Los resultados de las elecciones presidenciales en Venezuela, según los datos oficiales, dieron como ganador a Nicolás Maduro. Esta noticia llenó de tristeza, rabia y desesperanza a millones de ciudadanos de ese país, que viven allí y a los millones que están en el exilio en distintas partes del mundo, y que en Colombia son multitud. Tenían la esperanza de que por fin habría un cambio de régimen político y que quizá podrían retornar a la patria para iniciar su reconstrucción. Los hechos, sin embargo, han aplastado sin piedad las justas aspiraciones de esta multitud y un nuevo golpe ha llegado al alma de al menos la mitad de los venezolanos.
Para los países que, como Colombia, son ahora el lugar donde transcurre la vida de estos desterrados, los resultados de la contienda electoral les impone la tarea de revisar una vez más cómo acompañarlos y apoyarlos para que sus vidas sigan progresando, no obstante, las circunstancias adversas.
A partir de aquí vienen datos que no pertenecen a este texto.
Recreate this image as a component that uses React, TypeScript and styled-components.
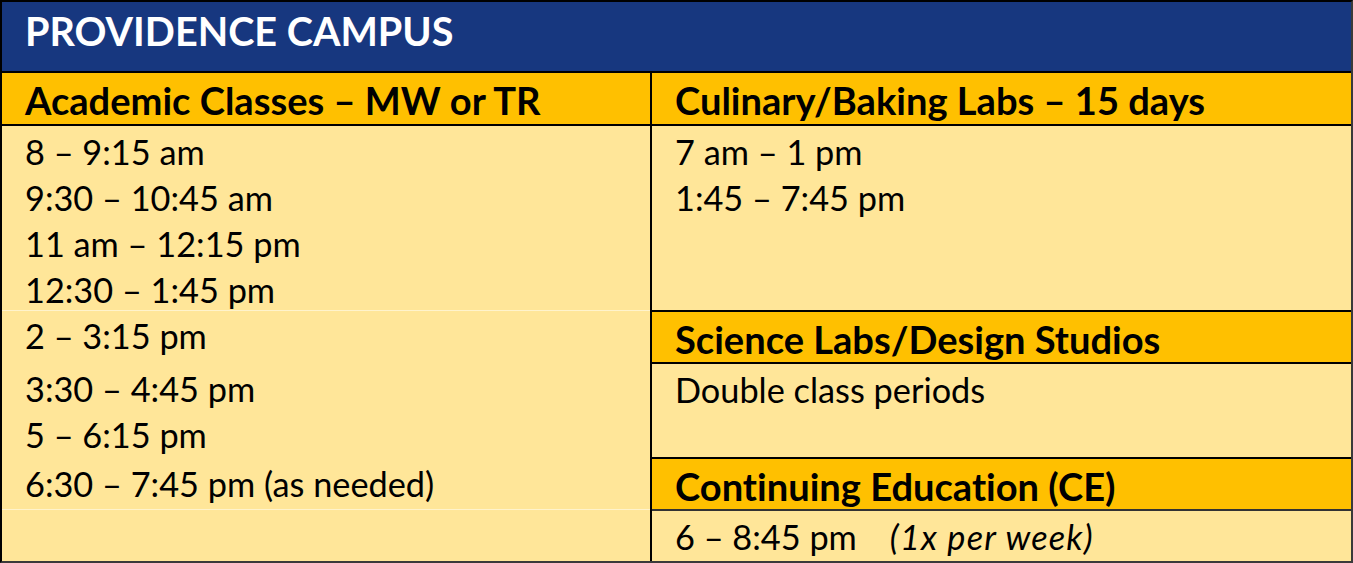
import React from 'react';
import styled, { createGlobalStyle } from 'styled-components';

const GlobalStyle = createGlobalStyle`
  html, body {
    margin: 0;
    padding: 0;
    background: #ffffff;
  }
  body {
    font-family: Lato, "Open Sans", Arial, sans-serif;
    font-variant-ligatures: no-common-ligatures;
    color: #000000;
  }
`;

// whole schedule table
const Table = styled.div`
  box-sizing: border-box;
  width: 1353px;
  height: 563px;
  display: flex;
  flex-direction: column;
  border-top: 2px solid #000;
  border-left: 2px solid #000;
  border-right: 2px solid #3a3a3a;
  border-bottom: 2px solid #3a3a3a;
  background: #ffe699;
`;

const TitleBar = styled.div`
  height: 71px;
  display: flex;
  align-items: flex-start;
  padding: 5px 0 0 23px;
  box-sizing: border-box;
  background: #17377f;
  border-bottom: 2px solid #000;
`;

const Title = styled.h1`
  margin: 0;
  color: #ffffff;
  font-size: 39.6px;
  font-weight: 700;
  line-height: 48px;
`;

const Columns = styled.div`
  flex: 1;
  display: grid;
  grid-template-columns: 648px 1fr;
  min-height: 0;
`;

const Column = styled.div<{ $divider?: boolean }>`
  display: flex;
  flex-direction: column;
  border-left: ${({ $divider }) => ($divider ? '2px solid #000' : 'none')};
`;

const Heading = styled.h2<{ $height: number; $line?: string }>`
  margin: 0;
  box-sizing: border-box;
  height: ${({ $height }) => $height}px;
  display: flex;
  align-items: center;
  padding: 3px 0 0 23px;
  background: #ffc000;
  border-bottom: 2px solid ${({ $line }) => $line || '#000'};
  font-size: 38.1px;
  font-weight: 700;
  white-space: nowrap;
`;

const Cell = styled.div<{ $height?: number; $line?: string }>`
  box-sizing: border-box;
  ${({ $height }) => ($height ? `height: ${$height}px;` : 'flex: 1;')}
  padding: 3px 0 0 23px;
  border-bottom: ${({ $line }) => $line || 'none'};
`;

const Line = styled.div<{ $space?: number }>`
  margin-top: ${({ $space }) => $space || 0}px;
  font-size: 34.3px;
  line-height: 46px;
  white-space: nowrap;
`;

const Note = styled.span`
  margin-left: 33px;
  font-style: italic;
  letter-spacing: 1.2px;
`;

const morningSlots = [
  { text: '8 – 9:15 am', space: 0 },
  { text: '9:30 – 10:45 am', space: 0 },
  { text: '11 am – 12:15 pm', space: 0 },
  { text: '12:30 – 1:45 pm', space: 0 }
];

const afternoonSlots = [
  { text: '2 – 3:15 pm', space: -1 },
  { text: '3:30 – 4:45 pm', space: 7 },
  { text: '5 – 6:15 pm', space: 0 },
  { text: '6:30 – 7:45 pm (as needed)', space: 3 }
];

const labSlots = ['7 am – 1 pm', '1:45 – 7:45 pm'];

const softLine = '1px solid #fff3cc';

function App() {
  return (
    <>
      <GlobalStyle />
      <Table>
        <TitleBar>
          <Title>PROVIDENCE CAMPUS</Title>
        </TitleBar>
        <Columns>
          <Column>
            <Heading $height={53}>Academic Classes – MW or TR</Heading>
            <Cell $height={185} $line={softLine}>
              {morningSlots.map((item) => (
                <Line key={item.text} $space={item.space}>
                  {item.text}
                </Line>
              ))}
            </Cell>
            <Cell $height={199} $line={softLine}>
              {afternoonSlots.map((item) => (
                <Line key={item.text} $space={item.space}>
                  {item.text}
                </Line>
              ))}
            </Cell>
            <Cell />
          </Column>
          <Column $divider>
            <Heading $height={53}>Culinary/Baking Labs – 15 days</Heading>
            <Cell $height={186} $line="2px solid #000">
              {labSlots.map((text) => (
                <Line key={text}>{text}</Line>
              ))}
            </Cell>
            <Heading $height={52}>Science Labs/Design Studios</Heading>
            <Cell $height={95} $line="2px solid #000">
              <Line>Double class periods</Line>
            </Cell>
            <Heading $height={52} $line="#333">
              Continuing Education (CE)
            </Heading>
            <Cell>
              <Line>
                6 – 8:45 pm<Note>(1x per week)</Note>
              </Line>
            </Cell>
          </Column>
        </Columns>
      </Table>
    </>
  );
}

export default App;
Nada por ahora puede hacer pensar que la situación de Venezuela cambiará prontamente, y es una de esas realidades difíciles de la historia que no queda más remedio que asumir de la mejor manera posible. Es necesario, una vez pasado el malestar de la noticia adversa, pensar con cabeza fría qué es lo mejor de ahora en adelante.
Tanto al gobierno, al Estado y a la sociedad colombiana, esta nueva realidad, aunque no tanto, se les convierte en una llamada para seguir en la noble tarea de facilitar, por todos los medios, a los ciudadanos venezolanos, aquí residenciados, un desarrollo fructífero de su vida familiar, laboral, educativa, etc. Esto parece tener más sentido que dedicarse a buscar por todos los medios la caída del régimen político de aquella nación, lo cual es tarea de sus propios ciudadanos.
Cada venezolano, cada venezolana, que se ha afincado en Colombia, debe sentir que sigue siendo persona bienvenida, que no será discriminada por su origen, que sus capacidades serán justamente apreciadas y que a los más pobres se les tenderá la mano hasta dónde lo permitan los recursos de Colombia. El ciudadano venezolano de a pie no puede darse el lujo de quedarse en discusiones políticas y en arengas de cualquier tipo. Necesita trabajar para ganarse el pan y los recursos para seguir viviendo y asumir con entereza la dura realidad que ahora se ha mostrado más pesada que nunca.
La Iglesia también tiene un papel por cumplir en este acompañar y llenar de esperanza a los desterrados de Venezuela. Superado el lamento, hay que redoblar esfuerzos para que las comunidades católicas sigan siendo muy abiertas a la presencia y participación de los hermanos que han llegado al país en busca de algo mejor. Seguramente las iniciativas de los centros de escucha o de pastoral familiar o las redes de apoyo tendrán que seguir jugando un papel protagónico en este no dejar que se apague la llama de la esperanza en quienes, de hecho, ya hacen parte de la vida colombiana.
Conviene mirar con cabeza fría y realismo lo sucedido en Venezuela. Y del mismo modo, seguir caminando en esperanza con los que Dios ha traído a Colombia y que sin duda también son una bendición para la comunidad que los recibe. Juntos, colombianos y venezolanos, desde los años de la lucha por la independencia, han sido una excelente fórmula para superar problemas que parecían invencibles. El bravo pueblo tiene en Colombia un amigo sincero. ¡Adelante!
PD: De la más baja categoría resultó la caricatura de la última cena hecha en la inauguración de los juegos olímpicos en París. Una agresión contra el mundo cristiano que, estamos seguros, no se atreverían nunca a hacer contra otras religiones. Cobardes.